— Requirements —
Filter this material down to the lines that hold "React", copying each one.

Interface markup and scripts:
## Begin

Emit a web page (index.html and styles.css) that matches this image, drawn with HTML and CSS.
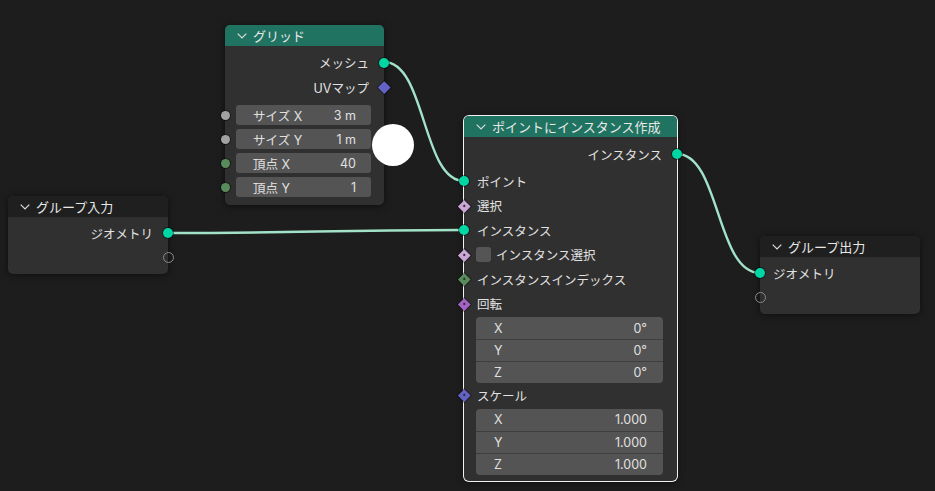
FILE: index.html
```html
<!DOCTYPE html>
<html lang="ja">
<head>
<meta charset="utf-8">
<link rel="stylesheet" href="styles.css">
</head>
<body>
<div class="canvas">
  <svg class="links" width="935" height="491" viewBox="0 0 935 491">
    <path d="M384 62 C426 62 422 181 464 181"/>
    <path d="M168 233 C316 233 316 230 464 230"/>
    <path d="M677 154 C720 154 716 273 760 273"/>
  </svg>

  <div class="node n-grid">
    <div class="head geo"><svg class="chev" width="10" height="6" viewBox="0 0 10 6"><polyline points="0.7,0.7 5,5 9.3,0.7"/></svg><span>グリッド</span></div>
    <div class="body">
      <div class="row out tall"><span>メッシュ</span><i class="sock r s-geo"></i></div>
      <div class="row out tall"><span>UVマップ</span><i class="dia r d-vec"></i></div>
      <div class="row frow first"><i class="sock l s-float"></i><div class="field"><span>サイズ X</span><span>3 m</span></div></div>
      <div class="row frow"><i class="sock l s-float"></i><div class="field"><span>サイズ Y</span><span>1 m</span></div></div>
      <div class="row frow"><i class="sock l s-int"></i><div class="field"><span>頂点 X</span><span>40</span></div></div>
      <div class="row frow"><i class="sock l s-int"></i><div class="field"><span>頂点 Y</span><span>1</span></div></div>
    </div>
  </div>

  <div class="cursor"></div>

  <div class="node n-gin">
    <div class="head dark"><svg class="chev" width="10" height="6" viewBox="0 0 10 6"><polyline points="0.7,0.7 5,5 9.3,0.7"/></svg><span>グループ入力</span></div>
    <div class="body">
      <div class="row out"><span>ジオメトリ</span><i class="sock r s-geo"></i></div>
      <div class="row out"><i class="sock r s-empty"></i></div>
    </div>
  </div>

  <div class="node n-inst sel">
    <div class="head geo"><svg class="chev" width="10" height="6" viewBox="0 0 10 6"><polyline points="0.7,0.7 5,5 9.3,0.7"/></svg><span>ポイントにインスタンス作成</span></div>
    <div class="body">
      <div class="row out"><span>インスタンス</span><i class="sock r s-geo"></i></div>
      <div class="row in gapt"><i class="sock l s-geo"></i><span>ポイント</span></div>
      <div class="row in"><i class="dia l d-bool"><b></b></i><span>選択</span></div>
      <div class="row in"><i class="sock l s-geo"></i><span>インスタンス</span></div>
      <div class="row in"><i class="dia l d-bool"><b></b></i><span class="check"></span><span>インスタンス選択</span></div>
      <div class="row in"><i class="dia l d-int"><b></b></i><span>インスタンスインデックス</span></div>
      <div class="row in"><i class="dia l d-rot"><b></b></i><span>回転</span></div>
      <div class="vec">
        <div class="vrow"><span>X</span><span>0°</span></div>
        <div class="vrow"><span>Y</span><span>0°</span></div>
        <div class="vrow"><span>Z</span><span>0°</span></div>
      </div>
      <div class="row in"><i class="dia l d-vec"><b></b></i><span>スケール</span></div>
      <div class="vec">
        <div class="vrow"><span>X</span><span>1.000</span></div>
        <div class="vrow"><span>Y</span><span>1.000</span></div>
        <div class="vrow"><span>Z</span><span>1.000</span></div>
      </div>
    </div>
  </div>

  <div class="node n-gout">
    <div class="head dark"><svg class="chev" width="10" height="6" viewBox="0 0 10 6"><polyline points="0.7,0.7 5,5 9.3,0.7"/></svg><span>グループ出力</span></div>
    <div class="body">
      <div class="row in"><i class="sock l s-geo"></i><span>ジオメトリ</span></div>
      <div class="row in"><i class="sock l s-empty"></i></div>
    </div>
  </div>
</div>
</body>
</html>
```

FILE: styles.css
```css
* { box-sizing: border-box; }
html, body { margin: 0; padding: 0; }
body {
  background: #1d1d1d;
  font-family: "Inter", "Noto Sans CJK JP", sans-serif;
  font-size: 12.5px;
  color: #e2e2e2;
}
.canvas {
  position: relative;
  width: 935px;
  height: 491px;
  overflow: hidden;
  background: #1d1d1d;
}
.links { position: absolute; left: 0; top: 0; }
.links path { fill: none; stroke: #a2e2c9; stroke-width: 2.4; }

.node {
  position: absolute;
  background: #303030;
  border-radius: 5px;
  box-shadow: 0 1px 7px rgba(0, 0, 0, 0.55);
}
.node.sel { box-shadow: 0 0 0 1px #f2f2f2, 0 1px 7px rgba(0, 0, 0, 0.55); }

.n-grid { left: 225px; top: 25px; width: 159px; }
.n-gin { left: 8px; top: 196px; width: 160px; }
.n-inst { left: 464px; top: 116px; width: 213px; }
.n-gout { left: 760px; top: 236px; width: 160px; }

.head {
  height: 21px;
  display: flex;
  align-items: center;
  padding-left: 12px;
  border-radius: 5px 5px 0 0;
  color: #e8e8e8;
  font-size: 13px;
}
.head.geo { background: #1f7360; }
.head.dark { background: #1f1f1f; }
.chev { margin-right: 6px; flex: none; }
.chev polyline { fill: none; stroke: #dcdcdc; stroke-width: 1.2; }

.body { padding: 4px 0 5px; }
.n-inst .body { padding: 5px 0 6px; }
.n-grid .body { padding: 4px 0 6px; }

.row {
  position: relative;
  height: 24px;
  display: flex;
  align-items: center;
  padding: 0 15px 0 13px;
  white-space: nowrap;
}
.row.tall { height: 25px; }
.row.out { justify-content: flex-end; }
.n-inst .row.in { height: 24.5px; }
.row.gapt { margin-top: 3px; }
.row.frow { padding: 0 13px 0 11px; }
.row.frow.first { margin-top: 3px; }

.field {
  flex: 1;
  height: 20px;
  background: #545454;
  border-radius: 3px;
  display: flex;
  align-items: center;
  justify-content: space-between;
  padding: 0 15px 0 17px;
  color: #e0e0e0;
}

.check {
  width: 15px;
  height: 15px;
  background: #555555;
  border-radius: 3px;
  margin-right: 5px;
  margin-left: -1px;
}

.vec {
  margin: 1px 14px 0 12px;
  background: #545454;
  border-radius: 4px;
  overflow: hidden;
}
.vrow {
  height: 22px;
  display: flex;
  align-items: center;
  justify-content: space-between;
  padding: 0 16px 0 18px;
  color: #e0e0e0;
}
.vrow + .vrow { border-top: 1px solid #3e3e3e; }

.sock {
  position: absolute;
  top: 50%;
  width: 10px;
  height: 10px;
  margin-top: -5px;
  border-radius: 50%;
  box-shadow: 0 0 0 1px rgba(0, 0, 0, 0.45);
}
.sock.l { left: -5px; }
.sock.r { right: -5px; }
.s-geo { background: #00d6a3; }
.s-float { background: #a1a1a1; width: 9px; height: 9px; margin-top: -4.5px; }
.s-float.l { left: -4.5px; }
.s-int { background: #598c5c; width: 9px; height: 9px; margin-top: -4.5px; }
.s-int.l { left: -4.5px; }
.s-empty {
  width: 11px;
  height: 11px;
  margin-top: -5.5px;
  background: transparent;
  border: 1.5px solid #8a8a8a;
  box-shadow: none;
}
.s-empty.l { left: -5.5px; }
.s-empty.r { right: -5.5px; }

.dia {
  position: absolute;
  top: 50%;
  width: 8.5px;
  height: 8.5px;
  margin-top: -4.25px;
  transform: rotate(45deg);
  display: flex;
  align-items: center;
  justify-content: center;
  box-shadow: 0 0 0 1px rgba(0, 0, 0, 0.35);
}
.dia.l { left: -4.25px; }
.dia.r { right: -4.25px; }
.dia b { width: 2px; height: 2px; background: #2a2a2a; }
.d-vec { background: #6363c7; }
.d-bool { background: #cca6d6; }
.d-int { background: #598c5c; }
.d-rot { background: #a663c7; }

.cursor {
  position: absolute;
  left: 372px;
  top: 124px;
  width: 42px;
  height: 42px;
  border-radius: 50%;
  background: #ffffff;
}
```
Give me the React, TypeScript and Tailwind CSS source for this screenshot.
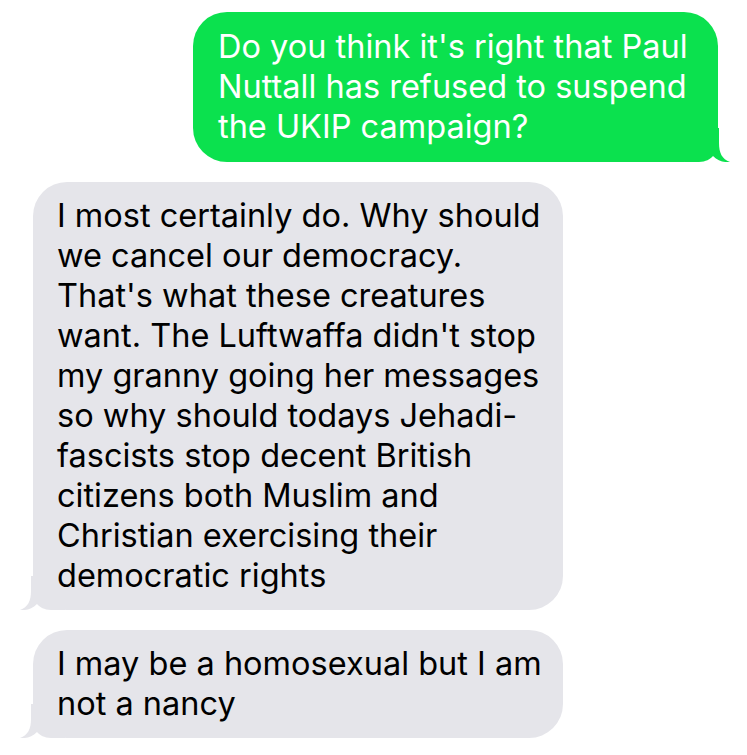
import React from "react";

const font = { fontFamily: "Inter, 'Noto Sans', sans-serif" };

function Tail({ color, side }: { color: string; side: "left" | "right" }) {
  return (
    <svg
      width="45"
      height="34"
      viewBox="0 0 45 34"
      className={
        side === "right"
          ? "absolute bottom-0 right-[-12px]"
          : "absolute bottom-0 left-[-13px] -scale-x-100"
      }
    >
      <path
        d="M0 0 H34 V15 C34 25 37 31 45 34 C39 34.6 33 33 28 28 C25 31.5 21 33.6 14 34 H0 Z"
        fill={color}
      />
    </svg>
  );
}

function Bubble({
  lines,
  me,
}: {
  lines: string[];
  me?: boolean;
}) {
  const color = me ? "#0be14e" : "#e5e5ea";
  return (
    <div
      className={
        me
          ? "relative self-end mr-[29px] w-[525px] rounded-[34px] bg-[#0be14e] pl-[25px] py-[15px] text-white"
          : "relative ml-[33px] w-[530px] rounded-[34px] bg-[#e5e5ea] pl-[24px] py-[14px] text-black"
      }
    >
      <Tail color={color} side={me ? "right" : "left"} />
      <div className="relative text-[32.5px] leading-[40px] whitespace-nowrap" style={font}>
        {lines.map((l, i) => (
          <div key={i}>{l}</div>
        ))}
      </div>
    </div>
  );
}

export default function App() {
  return (
    <div className="w-[747px] h-[755px] bg-white overflow-hidden flex flex-col pt-[12px] gap-[20px]">
      <Bubble
        me
        lines={[
          "Do you think it's right that Paul",
          "Nuttall has refused to suspend",
          "the UKIP campaign?",
        ]}
      />
      <Bubble
        lines={[
          "I most certainly do. Why should",
          "we cancel our democracy.",
          "That's what these creatures",
          "want. The Luftwaffa didn't stop",
          "my granny going her messages",
          "so why should todays Jehadi-",
          "fascists stop decent British",
          "citizens both Muslim and",
          "Christian exercising their",
          "democratic rights",
        ]}
      />
      <Bubble lines={["I may be a homosexual but I am", "not a nancy"]} />
    </div>
  );
}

## End

— Finished task —
Give me the React, TypeScript and Tailwind CSS source for this screenshot.
import React from "react";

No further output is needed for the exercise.